→ **DATA ROWS**:
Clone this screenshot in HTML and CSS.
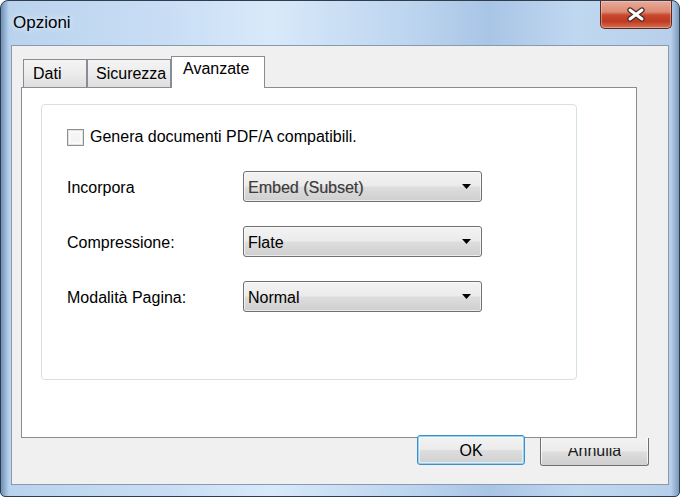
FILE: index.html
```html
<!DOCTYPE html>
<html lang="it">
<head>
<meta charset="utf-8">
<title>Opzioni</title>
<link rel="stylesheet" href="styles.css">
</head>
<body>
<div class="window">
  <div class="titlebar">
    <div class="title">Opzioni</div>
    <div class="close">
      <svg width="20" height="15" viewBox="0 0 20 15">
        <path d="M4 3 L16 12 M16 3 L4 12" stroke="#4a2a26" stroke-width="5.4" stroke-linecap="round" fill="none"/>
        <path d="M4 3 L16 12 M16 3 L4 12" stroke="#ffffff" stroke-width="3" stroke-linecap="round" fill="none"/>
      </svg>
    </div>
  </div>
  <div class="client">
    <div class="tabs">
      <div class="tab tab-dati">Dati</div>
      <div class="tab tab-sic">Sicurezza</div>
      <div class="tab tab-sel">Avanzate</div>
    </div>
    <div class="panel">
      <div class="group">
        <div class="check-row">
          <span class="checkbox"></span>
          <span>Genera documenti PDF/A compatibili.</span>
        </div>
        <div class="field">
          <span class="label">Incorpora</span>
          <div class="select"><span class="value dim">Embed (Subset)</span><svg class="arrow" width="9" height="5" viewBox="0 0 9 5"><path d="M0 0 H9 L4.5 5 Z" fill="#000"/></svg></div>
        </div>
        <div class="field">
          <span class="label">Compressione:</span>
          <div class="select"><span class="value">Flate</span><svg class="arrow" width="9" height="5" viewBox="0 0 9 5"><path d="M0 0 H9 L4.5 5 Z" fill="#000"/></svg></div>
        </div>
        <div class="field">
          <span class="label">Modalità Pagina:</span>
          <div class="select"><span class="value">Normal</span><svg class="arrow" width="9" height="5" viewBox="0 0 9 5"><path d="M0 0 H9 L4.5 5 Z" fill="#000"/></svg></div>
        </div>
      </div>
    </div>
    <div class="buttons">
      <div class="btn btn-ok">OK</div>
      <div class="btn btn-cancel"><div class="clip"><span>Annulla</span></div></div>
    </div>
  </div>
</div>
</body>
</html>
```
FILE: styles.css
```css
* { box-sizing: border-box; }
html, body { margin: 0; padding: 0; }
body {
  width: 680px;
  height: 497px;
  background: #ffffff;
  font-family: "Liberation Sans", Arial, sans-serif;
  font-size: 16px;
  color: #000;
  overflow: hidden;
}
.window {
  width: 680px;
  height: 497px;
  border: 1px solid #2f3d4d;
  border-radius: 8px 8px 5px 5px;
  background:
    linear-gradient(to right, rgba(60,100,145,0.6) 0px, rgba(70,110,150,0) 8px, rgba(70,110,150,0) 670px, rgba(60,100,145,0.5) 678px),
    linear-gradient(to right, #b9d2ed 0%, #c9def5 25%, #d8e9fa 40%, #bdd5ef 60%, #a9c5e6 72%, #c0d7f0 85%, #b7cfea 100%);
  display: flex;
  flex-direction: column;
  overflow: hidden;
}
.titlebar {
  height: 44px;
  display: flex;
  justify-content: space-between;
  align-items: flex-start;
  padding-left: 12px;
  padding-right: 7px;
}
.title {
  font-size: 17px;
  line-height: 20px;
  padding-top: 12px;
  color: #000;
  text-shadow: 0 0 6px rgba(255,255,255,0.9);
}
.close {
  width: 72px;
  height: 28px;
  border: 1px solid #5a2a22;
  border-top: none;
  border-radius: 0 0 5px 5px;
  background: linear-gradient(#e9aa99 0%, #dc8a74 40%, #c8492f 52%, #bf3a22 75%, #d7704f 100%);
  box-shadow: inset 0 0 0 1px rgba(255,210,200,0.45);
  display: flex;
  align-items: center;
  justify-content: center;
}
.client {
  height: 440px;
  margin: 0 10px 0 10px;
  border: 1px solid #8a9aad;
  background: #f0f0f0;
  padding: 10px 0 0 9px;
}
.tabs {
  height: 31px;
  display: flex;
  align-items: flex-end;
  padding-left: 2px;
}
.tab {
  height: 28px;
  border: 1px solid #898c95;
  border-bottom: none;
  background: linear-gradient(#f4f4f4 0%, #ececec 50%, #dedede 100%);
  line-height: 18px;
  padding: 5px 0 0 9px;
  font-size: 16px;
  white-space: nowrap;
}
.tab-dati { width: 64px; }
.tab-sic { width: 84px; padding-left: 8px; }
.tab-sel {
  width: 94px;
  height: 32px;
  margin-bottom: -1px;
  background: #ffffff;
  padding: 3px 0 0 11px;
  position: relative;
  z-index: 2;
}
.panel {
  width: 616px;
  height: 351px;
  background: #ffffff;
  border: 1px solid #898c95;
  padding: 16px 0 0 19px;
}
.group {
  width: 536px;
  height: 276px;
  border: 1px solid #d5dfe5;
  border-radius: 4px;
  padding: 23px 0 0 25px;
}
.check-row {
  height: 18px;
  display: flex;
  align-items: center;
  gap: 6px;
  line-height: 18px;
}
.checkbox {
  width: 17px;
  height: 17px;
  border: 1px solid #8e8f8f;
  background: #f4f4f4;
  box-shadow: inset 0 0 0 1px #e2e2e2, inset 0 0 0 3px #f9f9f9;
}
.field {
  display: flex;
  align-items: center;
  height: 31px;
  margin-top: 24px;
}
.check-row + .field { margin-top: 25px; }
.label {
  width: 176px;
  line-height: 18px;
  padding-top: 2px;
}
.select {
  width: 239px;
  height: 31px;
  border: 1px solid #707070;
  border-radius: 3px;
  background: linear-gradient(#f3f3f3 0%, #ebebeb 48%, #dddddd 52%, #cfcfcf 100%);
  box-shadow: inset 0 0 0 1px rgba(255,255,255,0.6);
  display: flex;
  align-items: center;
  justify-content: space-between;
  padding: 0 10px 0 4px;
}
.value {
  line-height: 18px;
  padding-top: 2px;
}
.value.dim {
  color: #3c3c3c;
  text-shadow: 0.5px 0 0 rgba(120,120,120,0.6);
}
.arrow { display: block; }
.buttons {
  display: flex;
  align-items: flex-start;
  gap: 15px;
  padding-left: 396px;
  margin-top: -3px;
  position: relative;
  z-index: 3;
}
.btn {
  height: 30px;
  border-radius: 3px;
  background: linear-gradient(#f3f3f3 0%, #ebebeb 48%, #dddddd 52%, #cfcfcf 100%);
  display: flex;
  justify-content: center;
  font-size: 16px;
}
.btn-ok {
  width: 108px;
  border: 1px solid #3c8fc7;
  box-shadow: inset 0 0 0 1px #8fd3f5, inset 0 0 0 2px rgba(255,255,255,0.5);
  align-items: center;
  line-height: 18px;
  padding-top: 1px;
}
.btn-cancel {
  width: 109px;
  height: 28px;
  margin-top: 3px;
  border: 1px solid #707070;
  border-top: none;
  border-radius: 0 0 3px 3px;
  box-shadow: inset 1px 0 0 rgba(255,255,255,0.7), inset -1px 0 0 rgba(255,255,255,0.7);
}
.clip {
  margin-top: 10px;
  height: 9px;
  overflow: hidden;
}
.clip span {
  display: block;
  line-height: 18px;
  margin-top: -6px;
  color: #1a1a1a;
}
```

==

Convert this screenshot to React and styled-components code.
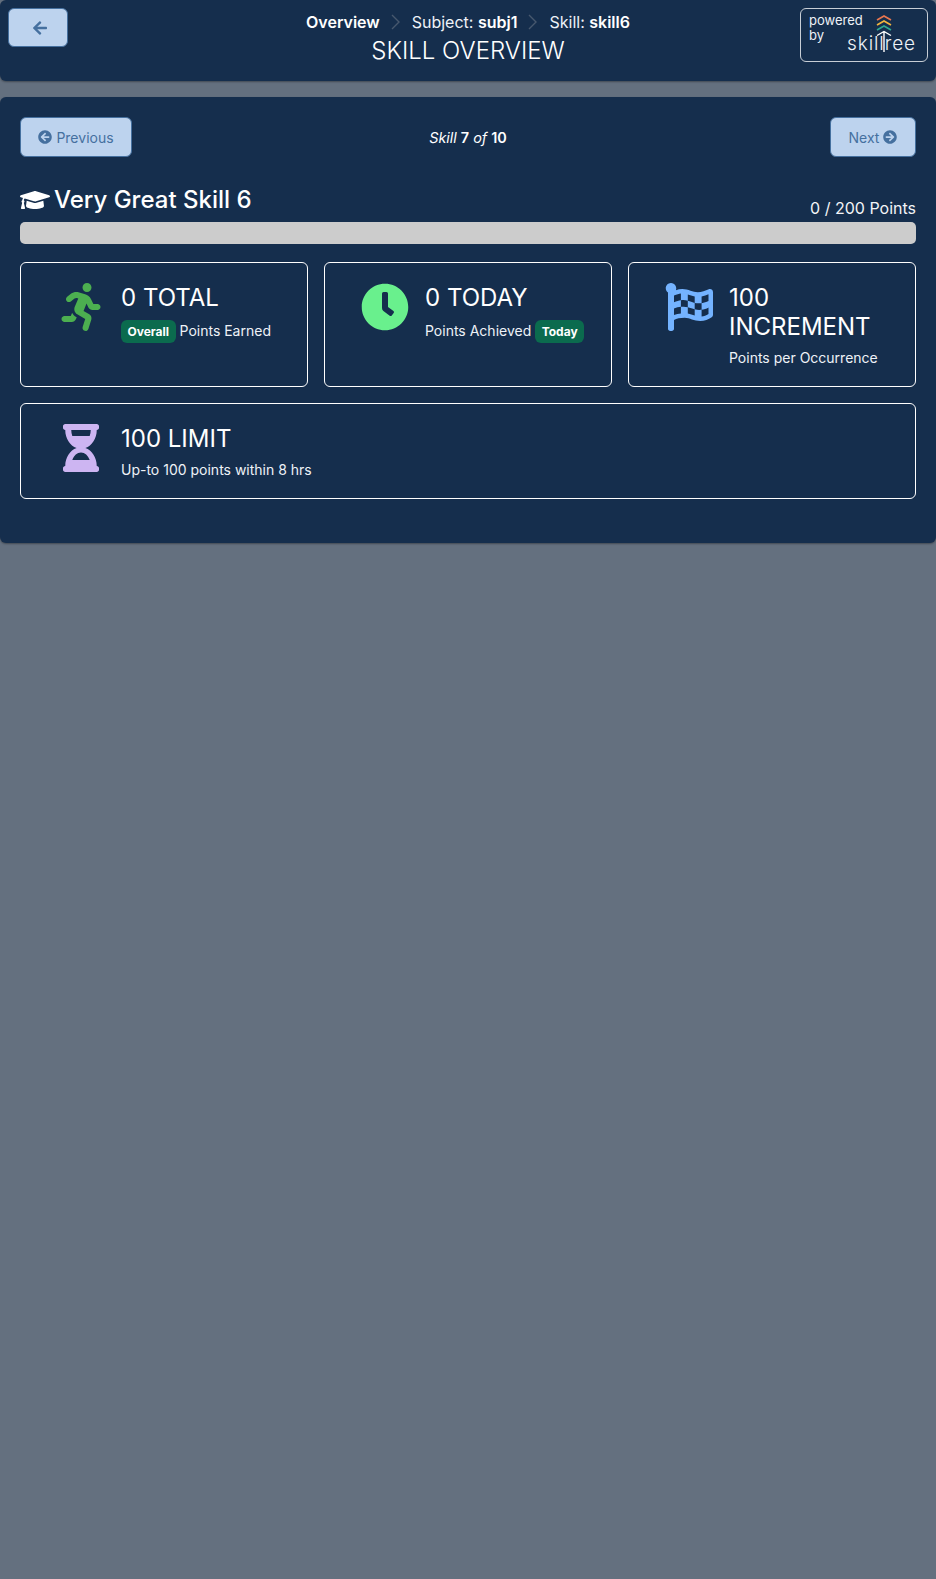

--

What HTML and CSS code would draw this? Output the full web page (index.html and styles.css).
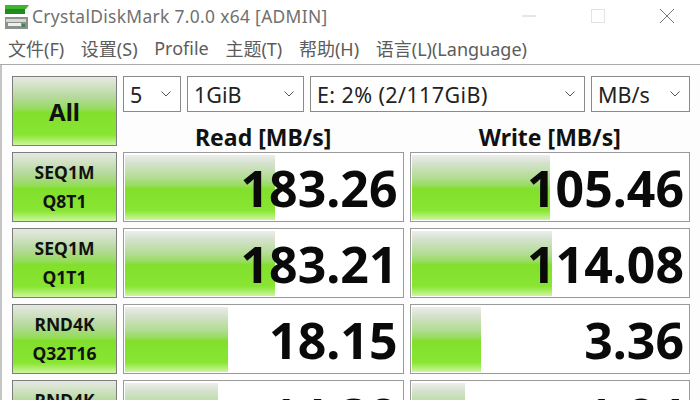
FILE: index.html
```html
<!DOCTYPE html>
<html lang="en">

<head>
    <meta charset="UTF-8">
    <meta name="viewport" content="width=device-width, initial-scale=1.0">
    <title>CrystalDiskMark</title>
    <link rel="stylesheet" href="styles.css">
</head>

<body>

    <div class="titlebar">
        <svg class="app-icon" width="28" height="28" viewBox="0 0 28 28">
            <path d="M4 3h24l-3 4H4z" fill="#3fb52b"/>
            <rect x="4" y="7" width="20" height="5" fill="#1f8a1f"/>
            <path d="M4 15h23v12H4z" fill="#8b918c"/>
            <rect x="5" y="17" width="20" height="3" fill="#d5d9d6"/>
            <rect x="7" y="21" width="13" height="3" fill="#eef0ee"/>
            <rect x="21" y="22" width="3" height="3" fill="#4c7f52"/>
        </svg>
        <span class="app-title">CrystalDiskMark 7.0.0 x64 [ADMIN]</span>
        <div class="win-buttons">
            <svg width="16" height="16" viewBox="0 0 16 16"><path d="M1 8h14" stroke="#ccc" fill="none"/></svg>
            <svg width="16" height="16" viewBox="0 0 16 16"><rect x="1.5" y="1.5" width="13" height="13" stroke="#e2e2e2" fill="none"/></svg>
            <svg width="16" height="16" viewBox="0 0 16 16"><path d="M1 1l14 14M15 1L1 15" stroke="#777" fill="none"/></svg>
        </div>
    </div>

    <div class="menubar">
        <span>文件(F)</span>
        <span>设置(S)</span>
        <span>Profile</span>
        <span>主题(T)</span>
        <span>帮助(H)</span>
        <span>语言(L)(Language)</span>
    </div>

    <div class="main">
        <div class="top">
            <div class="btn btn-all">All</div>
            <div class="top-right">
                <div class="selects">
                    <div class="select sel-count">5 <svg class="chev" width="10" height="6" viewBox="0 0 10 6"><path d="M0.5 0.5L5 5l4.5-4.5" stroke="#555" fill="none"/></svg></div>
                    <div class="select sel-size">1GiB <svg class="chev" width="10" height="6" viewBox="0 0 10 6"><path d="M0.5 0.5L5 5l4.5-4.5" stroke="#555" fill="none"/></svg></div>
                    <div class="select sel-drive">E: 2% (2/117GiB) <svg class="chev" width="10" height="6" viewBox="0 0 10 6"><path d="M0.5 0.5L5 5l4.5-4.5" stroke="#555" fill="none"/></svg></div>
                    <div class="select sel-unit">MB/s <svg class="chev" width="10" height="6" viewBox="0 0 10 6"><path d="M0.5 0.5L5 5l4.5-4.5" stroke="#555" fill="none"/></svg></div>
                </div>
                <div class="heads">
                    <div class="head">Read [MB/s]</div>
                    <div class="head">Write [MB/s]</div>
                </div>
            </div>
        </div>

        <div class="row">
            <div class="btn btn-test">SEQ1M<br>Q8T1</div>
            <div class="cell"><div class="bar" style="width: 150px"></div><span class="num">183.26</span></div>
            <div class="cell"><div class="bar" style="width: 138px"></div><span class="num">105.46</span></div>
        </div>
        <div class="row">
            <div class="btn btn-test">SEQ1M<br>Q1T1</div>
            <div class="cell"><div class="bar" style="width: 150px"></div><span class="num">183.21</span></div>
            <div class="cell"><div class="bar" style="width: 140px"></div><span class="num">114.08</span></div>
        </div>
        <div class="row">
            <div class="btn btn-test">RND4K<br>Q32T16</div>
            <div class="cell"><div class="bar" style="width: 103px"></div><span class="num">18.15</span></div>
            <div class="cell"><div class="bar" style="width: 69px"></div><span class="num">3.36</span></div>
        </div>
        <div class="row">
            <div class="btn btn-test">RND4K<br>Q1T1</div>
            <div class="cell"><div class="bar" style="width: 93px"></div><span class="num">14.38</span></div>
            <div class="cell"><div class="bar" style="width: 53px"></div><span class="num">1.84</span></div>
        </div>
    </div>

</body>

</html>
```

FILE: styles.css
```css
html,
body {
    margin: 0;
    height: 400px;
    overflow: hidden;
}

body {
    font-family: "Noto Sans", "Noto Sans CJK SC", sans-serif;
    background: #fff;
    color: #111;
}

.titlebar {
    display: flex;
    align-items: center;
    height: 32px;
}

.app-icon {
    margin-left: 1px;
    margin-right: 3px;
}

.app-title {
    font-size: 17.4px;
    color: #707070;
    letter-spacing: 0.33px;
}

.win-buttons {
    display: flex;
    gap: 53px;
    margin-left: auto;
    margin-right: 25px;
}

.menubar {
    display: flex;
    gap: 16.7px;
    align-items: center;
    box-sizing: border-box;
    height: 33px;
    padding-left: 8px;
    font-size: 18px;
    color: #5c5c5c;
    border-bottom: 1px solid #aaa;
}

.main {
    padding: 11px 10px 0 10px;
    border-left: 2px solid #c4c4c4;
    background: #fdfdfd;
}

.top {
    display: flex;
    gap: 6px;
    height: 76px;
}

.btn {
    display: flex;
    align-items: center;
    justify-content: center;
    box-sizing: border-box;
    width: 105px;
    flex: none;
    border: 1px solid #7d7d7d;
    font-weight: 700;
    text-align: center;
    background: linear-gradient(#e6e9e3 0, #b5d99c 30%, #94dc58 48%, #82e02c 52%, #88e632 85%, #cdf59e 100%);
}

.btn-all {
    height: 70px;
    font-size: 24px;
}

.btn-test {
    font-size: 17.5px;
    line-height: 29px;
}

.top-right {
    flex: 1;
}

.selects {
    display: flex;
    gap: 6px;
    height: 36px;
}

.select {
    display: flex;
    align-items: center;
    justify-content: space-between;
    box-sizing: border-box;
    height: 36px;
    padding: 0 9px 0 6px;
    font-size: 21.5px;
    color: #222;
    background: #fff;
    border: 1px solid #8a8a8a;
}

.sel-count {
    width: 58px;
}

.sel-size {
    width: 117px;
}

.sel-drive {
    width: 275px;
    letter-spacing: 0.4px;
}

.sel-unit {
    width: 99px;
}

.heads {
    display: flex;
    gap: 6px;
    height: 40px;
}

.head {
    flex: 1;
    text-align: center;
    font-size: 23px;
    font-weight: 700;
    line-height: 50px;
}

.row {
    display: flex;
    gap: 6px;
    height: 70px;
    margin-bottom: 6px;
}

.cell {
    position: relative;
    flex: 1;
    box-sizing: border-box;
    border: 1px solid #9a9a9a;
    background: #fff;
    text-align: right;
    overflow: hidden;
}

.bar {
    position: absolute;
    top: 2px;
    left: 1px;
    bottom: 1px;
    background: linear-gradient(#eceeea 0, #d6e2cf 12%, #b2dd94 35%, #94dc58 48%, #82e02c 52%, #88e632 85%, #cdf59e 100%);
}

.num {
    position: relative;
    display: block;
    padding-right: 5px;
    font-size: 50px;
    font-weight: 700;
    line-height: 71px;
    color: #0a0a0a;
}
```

→ **REQUIRED WORK**: Which lines contain the word "index"? Copy each of them.

→ **RESPONSE**:
FILE: index.html
  z-index: 2;
  z-index: 3;
What HTML and CSS code would draw this? Output the full web page (index.html and styles.css).
FILE: index.html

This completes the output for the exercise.